1954
While visiting Saigon, Smith is approached by two rival factions who both want him to travel to Northern Indonesia and steal a Gutenberg Bible which had been left behind by its owner when the Communists took over the area. Smith must deal with precarious border crossings and an enemy officer who has currently is in possession of the book.
1954
Smith is in possession of an ornamental teapot that can be used as a weapon. He soon finds himself trying to save a young woman from a forced marriage.
1954
Another story of lost love. A blind man on a Hong Kong street hears a woman singing inside one of the clubs there. He knows she is his old love Renee but he can't find his way to her. He hires Smith, whom we first see on the Hong Kong-Macao ferry, impersonating a loud, rich tourist--bait for a badger gamer who once partnered with Renee.
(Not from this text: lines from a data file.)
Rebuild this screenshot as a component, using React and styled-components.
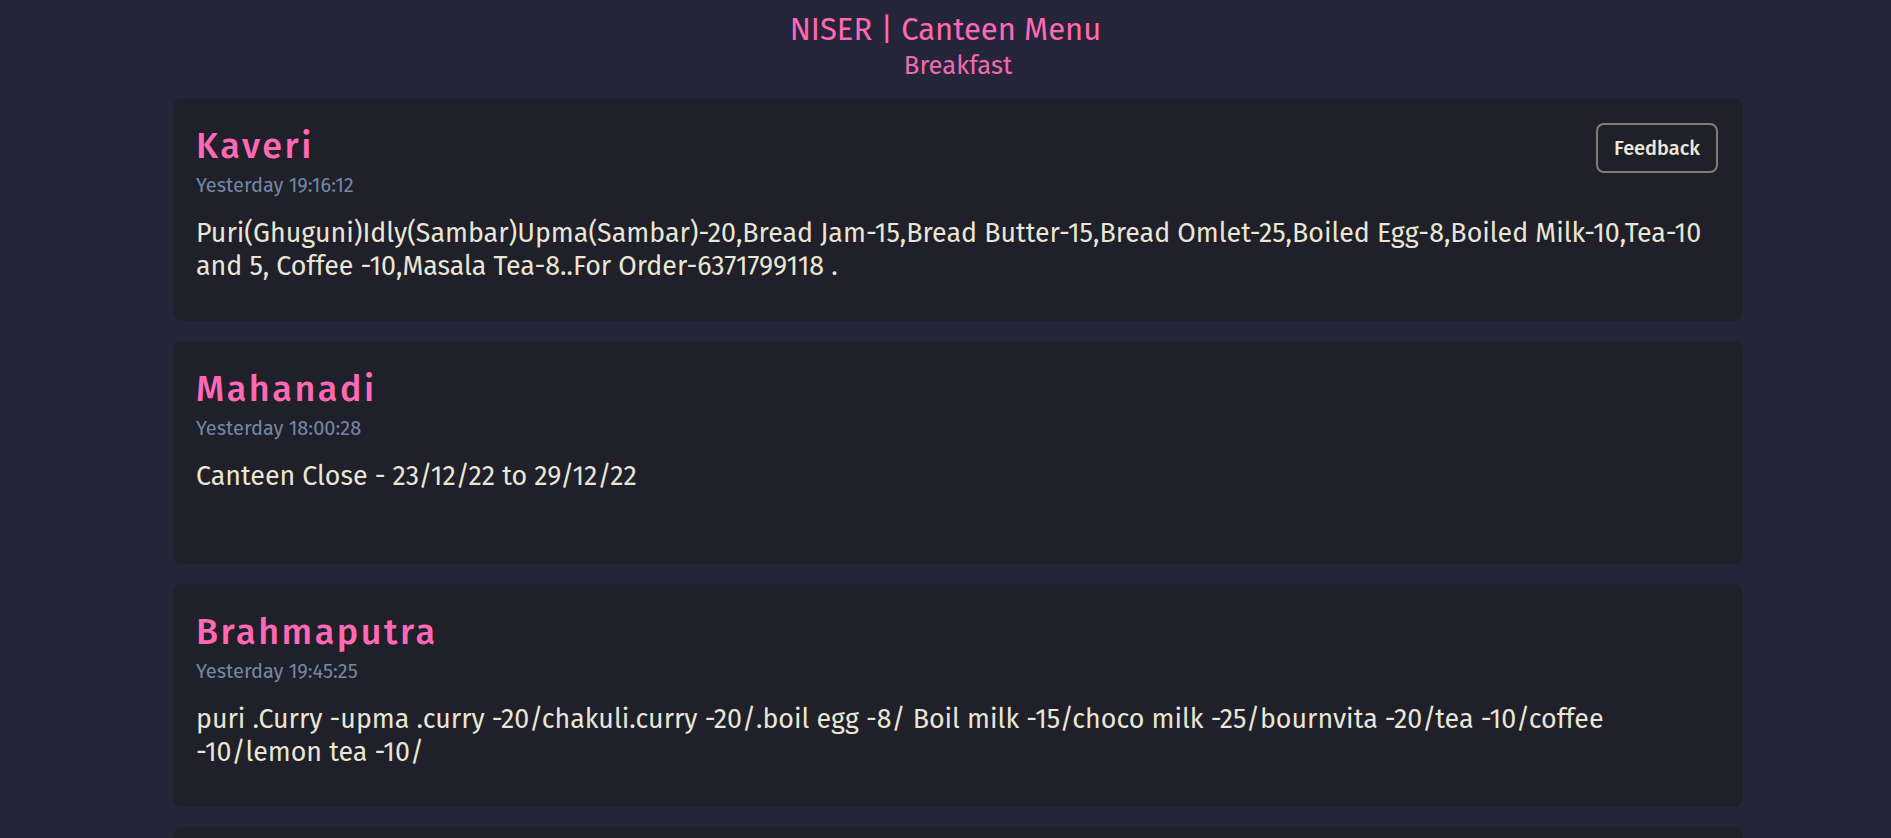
import React from "react";
import styled, { createGlobalStyle } from "styled-components";

const GlobalStyle = createGlobalStyle`
  html, body {
    margin: 0;
    padding: 0;
    background-color: #25253a;
  }
  body {
    font-family: "Fira Sans", "Open Sans", "Noto Sans", sans-serif;
    color: #e9e6d6;
  }
  * {
    box-sizing: border-box;
  }
`;

const Page = styled.div`
  min-height: 100vh;
  padding: 8px 0 40px;
`;

const Header = styled.header`
  text-align: center;
`;

const SiteTitle = styled.h1`
  margin: 0;
  font-size: 31px;
  font-weight: 400;
  line-height: 44px;
  color: #ff69b4;
`;

const Main = styled.main`
  width: 1570px;
  margin-left: 173px;
  display: flex;
  flex-direction: column;
  gap: 20px;
`;

const MealLabel = styled.h2`
  margin: 0 0 -2px;
  text-align: center;
  font-size: 25.6px;
  font-weight: 400;
  line-height: 28px;
  color: #f06aae;
`;

const Card = styled.section`
  background-color: #1f2029;
  border-radius: 9px;
  min-height: 223px;
  padding: 25px 25px 24px 23px;
`;

const CardHead = styled.div`
  display: flex;
  justify-content: space-between;
  align-items: flex-start;
`;

const Canteen = styled.h3`
  margin: 0;
  font-size: 36px;
  font-weight: 500;
  letter-spacing: 2.5px;
  line-height: 46px;
  color: #ff69b4;
`;

const Stamp = styled.div`
  margin-top: 4px;
  font-size: 20px;
  line-height: 24px;
  color: #7388a6;
`;

const Menu = styled.p`
  margin: 20px 0 0;
  font-size: 26.8px;
  line-height: 33px;
  color: #e9e6d6;
`;

const Line = styled.span`
  display: block;
`;

const FeedbackButton = styled.button`
  width: 122px;
  height: 50px;
  border: 2px solid #827c73;
  border-radius: 8px;
  background: transparent;
  color: #ebe8da;
  font-family: inherit;
  font-size: 20px;
  font-weight: 500;
  cursor: pointer;
`;

const entries = [
  {
    name: "Kaveri",
    time: "Yesterday 19:16:12",
    lines: [
      "Puri(Ghuguni)Idly(Sambar)Upma(Sambar)-20,Bread Jam-15,Bread Butter-15,Bread Omlet-25,Boiled Egg-8,Boiled Milk-10,Tea-10",
      "and 5, Coffee -10,Masala Tea-8..For Order-6371799118 .",
    ],
    feedback: true,
  },
  {
    name: "Mahanadi",
    time: "Yesterday 18:00:28",
    lines: ["Canteen Close - 23/12/22 to 29/12/22"],
  },
  {
    name: "Brahmaputra",
    time: "Yesterday 19:45:25",
    lines: [
      "puri .Curry -upma .curry -20/chakuli.curry -20/.boil egg -8/ Boil milk -15/choco milk -25/bournvita -20/tea -10/coffee",
      "-10/lemon tea -10/",
    ],
  },
];

export default function App() {
  return (
    <>
      <GlobalStyle />
      <Page>
        <Header>
          <SiteTitle>NISER | Canteen Menu</SiteTitle>
        </Header>
        <Main>
          <MealLabel>Breakfast</MealLabel>
          {entries.map((e) => (
            <Card key={e.name}>
              <CardHead>
                <div>
                  <Canteen>{e.name}</Canteen>
                  <Stamp>{e.time}</Stamp>
                </div>
                {e.feedback && <FeedbackButton>Feedback</FeedbackButton>}
              </CardHead>
              <Menu>
                {e.lines.map((l, i) => (
                  <Line key={i}>{l}</Line>
                ))}
              </Menu>
            </Card>
          ))}
          <Card />
        </Main>
      </Page>
    </>
  );
}
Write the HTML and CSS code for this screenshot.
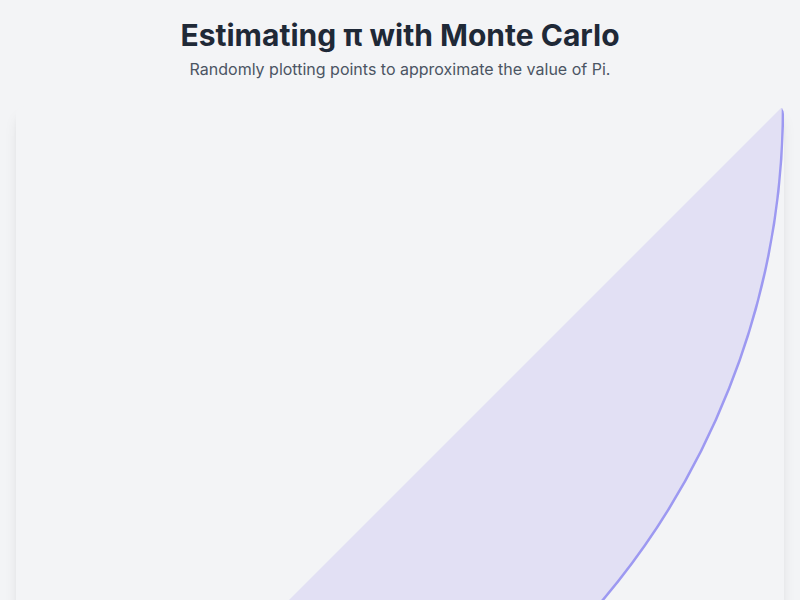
FILE: index.html
```html
<!DOCTYPE html>
<html lang="en">
<head>
<meta charset="utf-8">
<title>Estimating π with Monte Carlo</title>
<link rel="stylesheet" href="styles.css">
</head>
<body>
<main class="page">
  <header class="header">
    <h1 class="title">Estimating π with Monte Carlo</h1>
    <p class="subtitle">Randomly plotting points to approximate the value of Pi.</p>
  </header>
  <section class="card">
    <svg class="plot" viewBox="0 0 768 768" width="768" height="768" aria-hidden="true">
      <path class="segment" d="M0 767 A767 767 0 0 0 767 0"/>
    </svg>
  </section>
</main>
</body>
</html>
```
FILE: styles.css
```css
html, body {
  margin: 0;
  padding: 0;
  background: #f3f4f6;
  font-family: Inter, "Noto Sans", "Liberation Sans", sans-serif;
}
.page {
  padding: 17px 16px 16px;
}
.header {
  text-align: center;
}
.title {
  margin: 0;
  font-size: 30px;
  line-height: 36px;
  font-weight: 700;
  color: #1f2937;
}
.subtitle {
  margin: 4px 0 0;
  font-size: 16px;
  line-height: 24px;
  color: #4b5563;
}
.card {
  margin-top: 25px;
  background: #f3f4f6;
  border-radius: 8px;
  box-shadow: 0 10px 15px -3px rgba(0,0,0,0.10), 0 4px 6px -4px rgba(0,0,0,0.10);
  overflow: hidden;
}
.plot {
  display: block;
  width: 100%;
  height: auto;
}
.segment {
  fill: #e2e0f4;
  stroke: #9d99f1;
  stroke-width: 2.5;
}
```
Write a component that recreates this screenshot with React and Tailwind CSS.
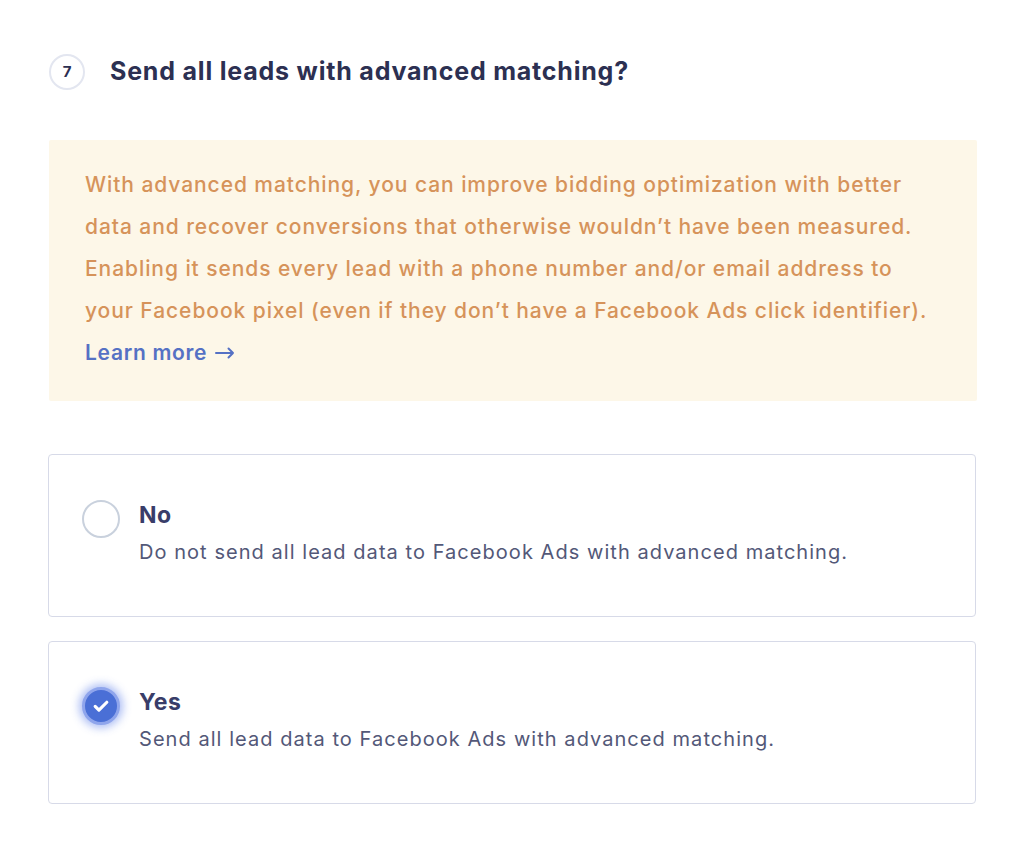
import React from 'react';

const options = [
  {
    title: 'No',
    description: 'Do not send all lead data to Facebook Ads with advanced matching.',
    checked: false
  },
  {
    title: 'Yes',
    description: 'Send all lead data to Facebook Ads with advanced matching.',
    checked: true
  }
];

const Radio = ({ checked }) => {
  if (!checked) {
    return <div className="w-[38px] h-[38px] shrink-0 rounded-full border-2 border-[#c9d1dd] bg-white" />;
  }
  return (
    <div className="w-[38px] h-[38px] shrink-0 rounded-full bg-[#4a6fd6] border-[3px] border-[#8fa5ec] shadow-[0_0_8px_3px_rgba(74,111,230,0.45)] flex items-center justify-center">
      <svg width="20" height="20" viewBox="0 0 24 24" fill="none" stroke="white" strokeWidth="3.8" strokeLinecap="round" strokeLinejoin="round">
        <path d="M5 12.5l4.5 4.5L19 7.5" />
      </svg>
    </div>
  );
};

const App = () => {
  return (
    <div className="min-h-screen bg-white font-['Inter',sans-serif] px-12 pt-[53px]">
      <div className="flex items-center gap-[25px]">
        <div className="w-9 h-9 ml-px rounded-full border-2 border-[#e3e6f0] flex items-center justify-center text-[15px] font-bold text-[#2c3052]">
          7
        </div>
        <h2 className="text-[25px] font-bold text-[#2c3052] tracking-[0.8px]">Send all leads with advanced matching?</h2>
      </div>

      <div className="mt-[49px] ml-px mr-[-1px] bg-[#fdf7e8] rounded-[2px] pl-9 pr-6 pt-6 pb-[27px]">
        <p className="text-[21px] leading-[42px] font-medium text-[#d6935a] tracking-[0.93px] whitespace-nowrap">
          With advanced matching, you can improve bidding optimization with better<br />
          data and recover conversions that otherwise wouldn’t have been measured.<br />
          Enabling it sends every lead with a phone number and/or email address to<br />
          your Facebook pixel (even if they don’t have a Facebook Ads click identifier).
        </p>
        <a href="#" className="flex items-center gap-2 text-[21px] leading-[42px] font-semibold text-[#5571c4] tracking-[0.7px]">
          Learn more
          <svg width="20" height="12" viewBox="0 0 20 12" fill="none" stroke="#5571c4" strokeWidth="2" strokeLinecap="round" strokeLinejoin="round">
            <path d="M1 6h17M13.5 1.5L18 6l-4.5 4.5" />
          </svg>
        </a>
      </div>

      <div className="mt-[53px] flex flex-col gap-6">
        {options.map((option) => (
          <div key={option.title} className="flex items-start gap-[19px] border border-[#d7dae8] rounded-[4px] pl-[33px] pr-6 pt-[45px] pb-[49px] bg-white">
            <div className="mt-0">
              <Radio checked={option.checked} />
            </div>
            <div className="flex flex-col">
              <span className="text-[23px] leading-[30px] font-bold text-[#393d69] tracking-[0.5px]">{option.title}</span>
              <span className="mt-[7px] text-[20px] leading-[30px] text-[#535878] tracking-[1.05px]">{option.description}</span>
            </div>
          </div>
        ))}
      </div>
    </div>
  );
};

export default App;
The man's information leads him to Renee, who refuses to meet her old love again because she is ashamed of the way she's lived since they were separated. The man will not give up. But Renee has gone into hiding. Smith believes she will try to leave Macao on the Kowloon ferry and decides not to let the boat out of his sight. The best place observation post is onboard. A passenger who loses his passport can watch the ferry constantly because neither Macao nor Hong Kong will let him disembark...
1954
In his own oblique way, Smith is helping a woman who received a message in a bottle. He arranges for a man named Smith to be shanghaied on the boat she has chartered to track down the author of the message. His idea is to escort the woman secretly because her crew is what's known as motley, ethically. The boat reaches an island where an exiled general has gone nutty and rules a few bewildered natives and castaways. Smith's client said she was looking for her lost husband, but she knows the general too. And she notes with interest that the general emptied his country's treasury on his way out. She thinks the island emperor needs a consort. Some think the island needs a regime change. Smith thinks everyone needs a jailbreak. In the end, Smith philosophizes that few searchers have the good fortune to learn that there's no pot of gold at the end of the rainbow-and adds that, of course, every rainbow has two ends.
1954
A retired British officer hires China Smith to find the grave of his son who died a hero's death on Sumatra during World War II. Finding no one to guide him into the jungle area he needs to search, Smith creates a fake treasure map as a ruse to create interest in his search. Unfortunately, the guides he attracts are more interested in stealing his map than in searching the jungle for the missing war hero.
Fri, Apr 2, 1954
In Macao, a pawnbroker finds a hunched-over woman draped in black rifling a display case full of costume jewelry. She kills him. The nervous Mr. Qoit of Great Eastern Underwriters hires Smith on another case. He wants Smith to recover the Manchu Necklace, thirty emeralds set in gold, stolen from the touring actress Kate Orleans. Smith finds that Kate is conducting her own search. He also finds that much of the Macao underworld believes he masterminded the theft. He thinks he might find the real thief by offering to buy the necklace. Kate's disappointed lover Franz believes the rumor and visits Smith with a gun--he ruined himself to buy the necklace for Kate. Qoit believes the rumor too and swears out a warrant for Smith. Meanwhile, the only trace of the necklace is the loose emerald Smith found mixed with the costume jewelry in the pawnbroker's shop.
1954
China Smith finds his life threatened by a gang leader and to continue living Smith must help the criminal locate a stash of gold.